**THE INPUT**
Start
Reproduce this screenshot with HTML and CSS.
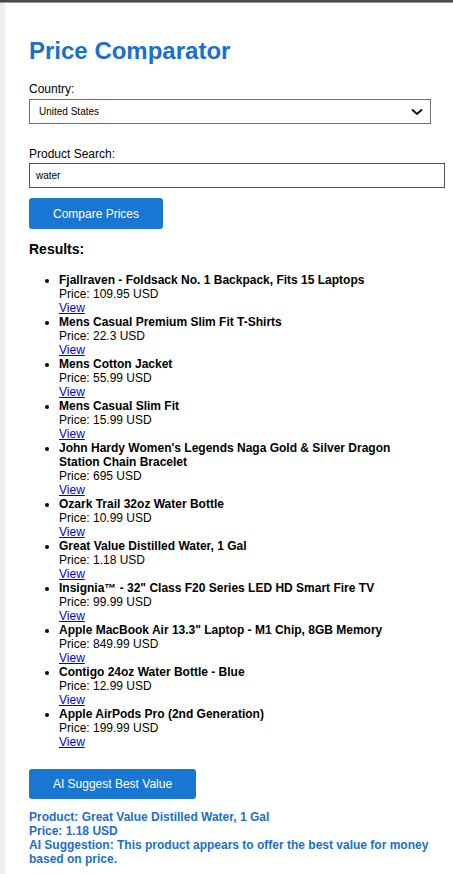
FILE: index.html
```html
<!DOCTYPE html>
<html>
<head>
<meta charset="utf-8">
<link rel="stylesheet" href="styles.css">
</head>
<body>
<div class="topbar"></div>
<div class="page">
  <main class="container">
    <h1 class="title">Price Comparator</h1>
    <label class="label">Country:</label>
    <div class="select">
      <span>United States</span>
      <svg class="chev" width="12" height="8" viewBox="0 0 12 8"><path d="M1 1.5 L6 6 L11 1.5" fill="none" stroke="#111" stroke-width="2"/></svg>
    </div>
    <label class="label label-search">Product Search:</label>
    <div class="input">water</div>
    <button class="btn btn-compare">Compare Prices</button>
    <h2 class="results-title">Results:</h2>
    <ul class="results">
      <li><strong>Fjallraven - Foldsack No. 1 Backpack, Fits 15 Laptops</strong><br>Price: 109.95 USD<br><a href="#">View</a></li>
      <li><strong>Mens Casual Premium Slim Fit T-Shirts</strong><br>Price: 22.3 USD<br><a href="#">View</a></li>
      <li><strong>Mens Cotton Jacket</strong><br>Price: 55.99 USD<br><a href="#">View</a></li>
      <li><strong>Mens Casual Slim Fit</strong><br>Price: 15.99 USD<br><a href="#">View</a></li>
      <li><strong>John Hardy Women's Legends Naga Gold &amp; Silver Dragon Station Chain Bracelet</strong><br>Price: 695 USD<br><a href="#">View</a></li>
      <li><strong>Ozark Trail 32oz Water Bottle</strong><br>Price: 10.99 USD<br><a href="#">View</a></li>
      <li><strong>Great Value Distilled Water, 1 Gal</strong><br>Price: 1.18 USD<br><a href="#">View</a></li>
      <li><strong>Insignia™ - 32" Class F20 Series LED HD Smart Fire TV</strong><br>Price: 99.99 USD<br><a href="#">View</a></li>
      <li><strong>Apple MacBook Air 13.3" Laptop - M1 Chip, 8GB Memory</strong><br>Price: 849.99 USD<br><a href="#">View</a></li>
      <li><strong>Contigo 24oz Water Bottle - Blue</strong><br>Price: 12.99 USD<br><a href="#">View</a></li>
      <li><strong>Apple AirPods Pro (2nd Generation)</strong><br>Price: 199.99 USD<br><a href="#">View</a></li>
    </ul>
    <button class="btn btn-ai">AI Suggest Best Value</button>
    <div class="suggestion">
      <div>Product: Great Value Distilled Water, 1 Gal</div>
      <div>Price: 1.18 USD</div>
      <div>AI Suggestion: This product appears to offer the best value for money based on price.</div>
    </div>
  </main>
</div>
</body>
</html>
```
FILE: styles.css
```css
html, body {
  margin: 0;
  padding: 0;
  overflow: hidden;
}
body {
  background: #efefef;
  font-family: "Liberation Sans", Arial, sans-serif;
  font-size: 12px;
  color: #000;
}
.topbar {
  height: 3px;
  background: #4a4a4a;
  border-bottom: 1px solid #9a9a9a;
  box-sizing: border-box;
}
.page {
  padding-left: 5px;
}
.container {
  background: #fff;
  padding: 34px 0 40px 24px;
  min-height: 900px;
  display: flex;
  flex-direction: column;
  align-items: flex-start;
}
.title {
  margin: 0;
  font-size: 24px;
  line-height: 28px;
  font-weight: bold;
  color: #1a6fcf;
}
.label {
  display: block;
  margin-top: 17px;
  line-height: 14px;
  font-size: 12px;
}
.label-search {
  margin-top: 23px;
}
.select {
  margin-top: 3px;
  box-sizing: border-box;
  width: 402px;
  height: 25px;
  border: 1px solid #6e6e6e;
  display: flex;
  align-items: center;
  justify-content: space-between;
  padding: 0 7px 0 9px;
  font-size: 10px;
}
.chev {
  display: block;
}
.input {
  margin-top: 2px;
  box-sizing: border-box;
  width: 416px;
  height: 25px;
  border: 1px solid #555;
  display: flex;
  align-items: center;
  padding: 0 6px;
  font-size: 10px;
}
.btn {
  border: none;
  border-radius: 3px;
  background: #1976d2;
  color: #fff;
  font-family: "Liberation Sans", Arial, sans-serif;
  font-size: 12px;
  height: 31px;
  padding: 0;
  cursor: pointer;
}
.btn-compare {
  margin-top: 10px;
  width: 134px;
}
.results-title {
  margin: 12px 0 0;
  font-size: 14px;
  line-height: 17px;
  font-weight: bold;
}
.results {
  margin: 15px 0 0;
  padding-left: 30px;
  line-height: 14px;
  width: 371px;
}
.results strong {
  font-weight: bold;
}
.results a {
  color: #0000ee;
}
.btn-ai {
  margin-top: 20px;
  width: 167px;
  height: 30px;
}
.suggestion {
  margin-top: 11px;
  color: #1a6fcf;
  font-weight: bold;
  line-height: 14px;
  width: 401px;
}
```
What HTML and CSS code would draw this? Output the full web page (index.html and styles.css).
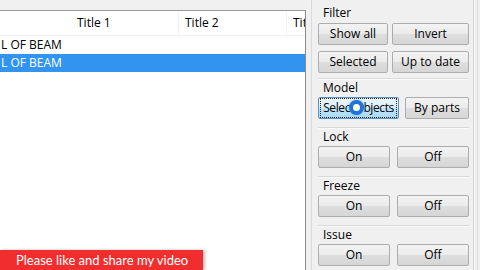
End
Give every line back word for word and leave the pictures out.

**EXERCISE OUTPUT**
Reproduce this screenshot with HTML and CSS.
FILE: index.html
```html
<!DOCTYPE html>
<html>
<head>
<meta charset="utf-8">
<link rel="stylesheet" href="styles.css">
</head>
<body>
<div class="topbar"></div>
<div class="page">
  <main class="container">
    <h1 class="title">Price Comparator</h1>
    <label class="label">Country:</label>
    <div class="select">
      <span>United States</span>
      <svg class="chev" width="12" height="8" viewBox="0 0 12 8"><path d="M1 1.5 L6 6 L11 1.5" fill="none" stroke="#111" stroke-width="2"/></svg>
    </div>
    <label class="label label-search">Product Search:</label>
    <div class="input">water</div>
    <button class="btn btn-compare">Compare Prices</button>
    <h2 class="results-title">Results:</h2>
    <ul class="results">
      <li><strong>Fjallraven - Foldsack No. 1 Backpack, Fits 15 Laptops</strong><br>Price: 109.95 USD<br><a href="#">View</a></li>
      <li><strong>Mens Casual Premium Slim Fit T-Shirts</strong><br>Price: 22.3 USD<br><a href="#">View</a></li>
      <li><strong>Mens Cotton Jacket</strong><br>Price: 55.99 USD<br><a href="#">View</a></li>
      <li><strong>Mens Casual Slim Fit</strong><br>Price: 15.99 USD<br><a href="#">View</a></li>
      <li><strong>John Hardy Women's Legends Naga Gold &amp; Silver Dragon Station Chain Bracelet</strong><br>Price: 695 USD<br><a href="#">View</a></li>
      <li><strong>Ozark Trail 32oz Water Bottle</strong><br>Price: 10.99 USD<br><a href="#">View</a></li>
      <li><strong>Great Value Distilled Water, 1 Gal</strong><br>Price: 1.18 USD<br><a href="#">View</a></li>
      <li><strong>Insignia™ - 32" Class F20 Series LED HD Smart Fire TV</strong><br>Price: 99.99 USD<br><a href="#">View</a></li>
      <li><strong>Apple MacBook Air 13.3" Laptop - M1 Chip, 8GB Memory</strong><br>Price: 849.99 USD<br><a href="#">View</a></li>
      <li><strong>Contigo 24oz Water Bottle - Blue</strong><br>Price: 12.99 USD<br><a href="#">View</a></li>
      <li><strong>Apple AirPods Pro (2nd Generation)</strong><br>Price: 199.99 USD<br><a href="#">View</a></li>
    </ul>
    <button class="btn btn-ai">AI Suggest Best Value</button>
    <div class="suggestion">
      <div>Product: Great Value Distilled Water, 1 Gal</div>
      <div>Price: 1.18 USD</div>
      <div>AI Suggestion: This product appears to offer the best value for money based on price.</div>
    </div>
  </main>
</div>
</body>
</html>
```
FILE: styles.css
```css
html, body {
  margin: 0;
  padding: 0;
  overflow: hidden;
}
body {
  background: #efefef;
  font-family: "Liberation Sans", Arial, sans-serif;
  font-size: 12px;
  color: #000;
}
.topbar {
  height: 3px;
  background: #4a4a4a;
  border-bottom: 1px solid #9a9a9a;
  box-sizing: border-box;
}
.page {
  padding-left: 5px;
}
.container {
  background: #fff;
  padding: 34px 0 40px 24px;
  min-height: 900px;
  display: flex;
  flex-direction: column;
  align-items: flex-start;
}
.title {
  margin: 0;
  font-size: 24px;
  line-height: 28px;
  font-weight: bold;
  color: #1a6fcf;
}
.label {
  display: block;
  margin-top: 17px;
  line-height: 14px;
  font-size: 12px;
}
.label-search {
  margin-top: 23px;
}
.select {
  margin-top: 3px;
  box-sizing: border-box;
  width: 402px;
  height: 25px;
  border: 1px solid #6e6e6e;
  display: flex;
  align-items: center;
  justify-content: space-between;
  padding: 0 7px 0 9px;
  font-size: 10px;
}
.chev {
  display: block;
}
.input {
  margin-top: 2px;
  box-sizing: border-box;
  width: 416px;
  height: 25px;
  border: 1px solid #555;
  display: flex;
  align-items: center;
  padding: 0 6px;
  font-size: 10px;
}
.btn {
  border: none;
  border-radius: 3px;
  background: #1976d2;
  color: #fff;
  font-family: "Liberation Sans", Arial, sans-serif;
  font-size: 12px;
  height: 31px;
  padding: 0;
  cursor: pointer;
}
.btn-compare {
  margin-top: 10px;
  width: 134px;
}
.results-title {
  margin: 12px 0 0;
  font-size: 14px;
  line-height: 17px;
  font-weight: bold;
}
.results {
  margin: 15px 0 0;
  padding-left: 30px;
  line-height: 14px;
  width: 371px;
}
.results strong {
  font-weight: bold;
}
.results a {
  color: #0000ee;
}
.btn-ai {
  margin-top: 20px;
  width: 167px;
  height: 30px;
}
.suggestion {
  margin-top: 11px;
  color: #1a6fcf;
  font-weight: bold;
  line-height: 14px;
  width: 401px;
}
```
What HTML and CSS code would draw this? Output the full web page (index.html and styles.css).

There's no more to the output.